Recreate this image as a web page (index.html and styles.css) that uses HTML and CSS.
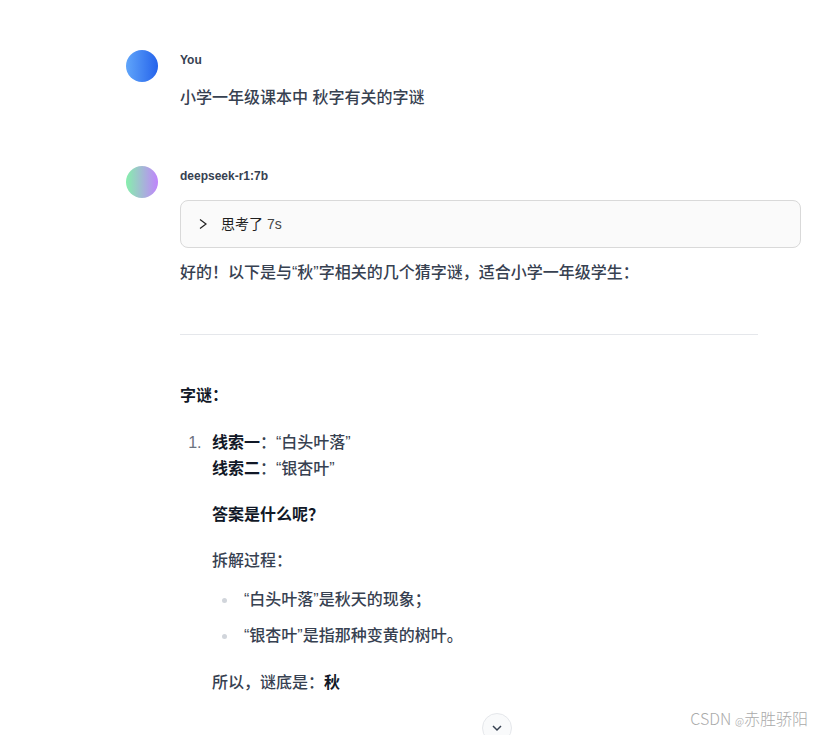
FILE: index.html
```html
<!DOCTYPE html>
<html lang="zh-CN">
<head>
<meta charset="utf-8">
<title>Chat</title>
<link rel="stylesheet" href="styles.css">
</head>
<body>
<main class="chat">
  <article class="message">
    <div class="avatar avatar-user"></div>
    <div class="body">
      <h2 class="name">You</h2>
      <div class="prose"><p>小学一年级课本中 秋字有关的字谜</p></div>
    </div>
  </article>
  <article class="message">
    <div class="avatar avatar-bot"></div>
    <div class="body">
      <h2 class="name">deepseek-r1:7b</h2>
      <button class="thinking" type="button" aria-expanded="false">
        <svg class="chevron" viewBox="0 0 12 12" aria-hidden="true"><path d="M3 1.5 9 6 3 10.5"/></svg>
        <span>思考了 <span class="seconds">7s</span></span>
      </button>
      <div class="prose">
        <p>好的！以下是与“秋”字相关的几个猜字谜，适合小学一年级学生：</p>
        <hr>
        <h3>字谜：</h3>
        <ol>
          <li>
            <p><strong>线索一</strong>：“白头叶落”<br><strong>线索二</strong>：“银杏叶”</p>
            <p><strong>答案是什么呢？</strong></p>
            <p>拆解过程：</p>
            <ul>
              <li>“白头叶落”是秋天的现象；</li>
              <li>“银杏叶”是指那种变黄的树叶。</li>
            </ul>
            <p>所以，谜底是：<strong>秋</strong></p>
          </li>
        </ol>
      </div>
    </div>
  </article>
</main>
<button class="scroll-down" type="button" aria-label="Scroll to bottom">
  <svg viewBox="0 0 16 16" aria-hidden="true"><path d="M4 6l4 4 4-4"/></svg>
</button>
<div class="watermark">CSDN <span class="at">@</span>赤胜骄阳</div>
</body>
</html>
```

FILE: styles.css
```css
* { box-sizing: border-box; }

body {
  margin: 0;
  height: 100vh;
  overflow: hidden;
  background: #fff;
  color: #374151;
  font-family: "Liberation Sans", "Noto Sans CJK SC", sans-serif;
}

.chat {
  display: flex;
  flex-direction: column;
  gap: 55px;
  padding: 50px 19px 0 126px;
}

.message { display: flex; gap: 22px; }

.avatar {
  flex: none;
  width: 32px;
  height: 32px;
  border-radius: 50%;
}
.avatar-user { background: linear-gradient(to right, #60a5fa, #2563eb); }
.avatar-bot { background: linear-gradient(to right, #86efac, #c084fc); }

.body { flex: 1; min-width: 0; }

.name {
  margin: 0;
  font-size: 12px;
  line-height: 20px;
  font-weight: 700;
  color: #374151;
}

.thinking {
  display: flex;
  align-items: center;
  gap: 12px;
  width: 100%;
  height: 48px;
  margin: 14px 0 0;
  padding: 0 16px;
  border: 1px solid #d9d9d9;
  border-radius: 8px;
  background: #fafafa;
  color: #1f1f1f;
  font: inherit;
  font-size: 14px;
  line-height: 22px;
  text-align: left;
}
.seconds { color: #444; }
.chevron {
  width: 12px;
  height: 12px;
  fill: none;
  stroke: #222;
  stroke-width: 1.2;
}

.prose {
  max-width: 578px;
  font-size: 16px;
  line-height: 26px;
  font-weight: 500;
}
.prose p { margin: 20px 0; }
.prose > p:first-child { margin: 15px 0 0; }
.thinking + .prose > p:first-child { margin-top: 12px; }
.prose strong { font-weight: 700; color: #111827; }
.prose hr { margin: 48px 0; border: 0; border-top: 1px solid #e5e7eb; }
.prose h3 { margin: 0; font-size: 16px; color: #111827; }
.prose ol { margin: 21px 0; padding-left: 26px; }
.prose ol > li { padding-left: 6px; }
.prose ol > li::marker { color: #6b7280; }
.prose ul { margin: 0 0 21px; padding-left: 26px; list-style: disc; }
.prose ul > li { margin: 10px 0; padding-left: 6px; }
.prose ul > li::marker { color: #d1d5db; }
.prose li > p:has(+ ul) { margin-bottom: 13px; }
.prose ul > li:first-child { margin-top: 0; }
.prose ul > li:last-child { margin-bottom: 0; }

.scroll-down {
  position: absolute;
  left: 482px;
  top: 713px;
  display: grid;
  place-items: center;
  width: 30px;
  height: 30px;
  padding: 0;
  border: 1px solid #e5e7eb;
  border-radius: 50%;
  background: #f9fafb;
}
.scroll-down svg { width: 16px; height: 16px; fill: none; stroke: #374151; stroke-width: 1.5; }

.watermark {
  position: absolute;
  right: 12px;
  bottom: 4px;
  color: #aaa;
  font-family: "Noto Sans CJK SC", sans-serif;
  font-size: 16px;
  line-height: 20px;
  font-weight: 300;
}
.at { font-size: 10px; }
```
------------------------------------------------
### YOUR GOAL
All of the data above should be quoted exactly, except for the pictures.

### EXERCISE OUTPUT
Recreate this image as a web page (index.html and styles.css) that uses HTML and CSS.
FILE: index.html
```html
<!DOCTYPE html>
<html lang="zh-CN">
<head>
<meta charset="utf-8">
<title>Chat</title>
<link rel="stylesheet" href="styles.css">
</head>
<body>
<main class="chat">
  <article class="message">
    <div class="avatar avatar-user"></div>
    <div class="body">
      <h2 class="name">You</h2>
      <div class="prose"><p>小学一年级课本中 秋字有关的字谜</p></div>
    </div>
  </article>
  <article class="message">
    <div class="avatar avatar-bot"></div>
    <div class="body">
      <h2 class="name">deepseek-r1:7b</h2>
      <button class="thinking" type="button" aria-expanded="false">
        <svg class="chevron" viewBox="0 0 12 12" aria-hidden="true"><path d="M3 1.5 9 6 3 10.5"/></svg>
        <span>思考了 <span class="seconds">7s</span></span>
      </button>
      <div class="prose">
        <p>好的！以下是与“秋”字相关的几个猜字谜，适合小学一年级学生：</p>
        <hr>
        <h3>字谜：</h3>
        <ol>
          <li>
            <p><strong>线索一</strong>：“白头叶落”<br><strong>线索二</strong>：“银杏叶”</p>
            <p><strong>答案是什么呢？</strong></p>
            <p>拆解过程：</p>
            <ul>
              <li>“白头叶落”是秋天的现象；</li>
              <li>“银杏叶”是指那种变黄的树叶。</li>
            </ul>
            <p>所以，谜底是：<strong>秋</strong></p>
          </li>
        </ol>
      </div>
    </div>
  </article>
</main>
<button class="scroll-down" type="button" aria-label="Scroll to bottom">
  <svg viewBox="0 0 16 16" aria-hidden="true"><path d="M4 6l4 4 4-4"/></svg>
</button>
<div class="watermark">CSDN <span class="at">@</span>赤胜骄阳</div>
</body>
</html>
```

FILE: styles.css
```css
* { box-sizing: border-box; }

body {
  margin: 0;
  height: 100vh;
  overflow: hidden;
  background: #fff;
  color: #374151;
  font-family: "Liberation Sans", "Noto Sans CJK SC", sans-serif;
}

.chat {
  display: flex;
  flex-direction: column;
  gap: 55px;
  padding: 50px 19px 0 126px;
}

.message { display: flex; gap: 22px; }

.avatar {
  flex: none;
  width: 32px;
  height: 32px;
  border-radius: 50%;
}
.avatar-user { background: linear-gradient(to right, #60a5fa, #2563eb); }
.avatar-bot { background: linear-gradient(to right, #86efac, #c084fc); }

.body { flex: 1; min-width: 0; }

.name {
  margin: 0;
  font-size: 12px;
  line-height: 20px;
  font-weight: 700;
  color: #374151;
}

.thinking {
  display: flex;
  align-items: center;
  gap: 12px;
  width: 100%;
  height: 48px;
  margin: 14px 0 0;
  padding: 0 16px;
  border: 1px solid #d9d9d9;
  border-radius: 8px;
  background: #fafafa;
  color: #1f1f1f;
  font: inherit;
  font-size: 14px;
  line-height: 22px;
  text-align: left;
}
.seconds { color: #444; }
.chevron {
  width: 12px;
  height: 12px;
  fill: none;
  stroke: #222;
  stroke-width: 1.2;
}

.prose {
  max-width: 578px;
  font-size: 16px;
  line-height: 26px;
  font-weight: 500;
}
.prose p { margin: 20px 0; }
.prose > p:first-child { margin: 15px 0 0; }
.thinking + .prose > p:first-child { margin-top: 12px; }
.prose strong { font-weight: 700; color: #111827; }
.prose hr { margin: 48px 0; border: 0; border-top: 1px solid #e5e7eb; }
.prose h3 { margin: 0; font-size: 16px; color: #111827; }
.prose ol { margin: 21px 0; padding-left: 26px; }
.prose ol > li { padding-left: 6px; }
.prose ol > li::marker { color: #6b7280; }
.prose ul { margin: 0 0 21px; padding-left: 26px; list-style: disc; }
.prose ul > li { margin: 10px 0; padding-left: 6px; }
.prose ul > li::marker { color: #d1d5db; }
.prose li > p:has(+ ul) { margin-bottom: 13px; }
.prose ul > li:first-child { margin-top: 0; }
.prose ul > li:last-child { margin-bottom: 0; }

.scroll-down {
  position: absolute;
  left: 482px;
  top: 713px;
  display: grid;
  place-items: center;
  width: 30px;
  height: 30px;
  padding: 0;
  border: 1px solid #e5e7eb;
  border-radius: 50%;
  background: #f9fafb;
}
.scroll-down svg { width: 16px; height: 16px; fill: none; stroke: #374151; stroke-width: 1.5; }

.watermark {
  position: absolute;
  right: 12px;
  bottom: 4px;
  color: #aaa;
  font-family: "Noto Sans CJK SC", sans-serif;
  font-size: 16px;
  line-height: 20px;
  font-weight: 300;
}
.at { font-size: 10px; }
```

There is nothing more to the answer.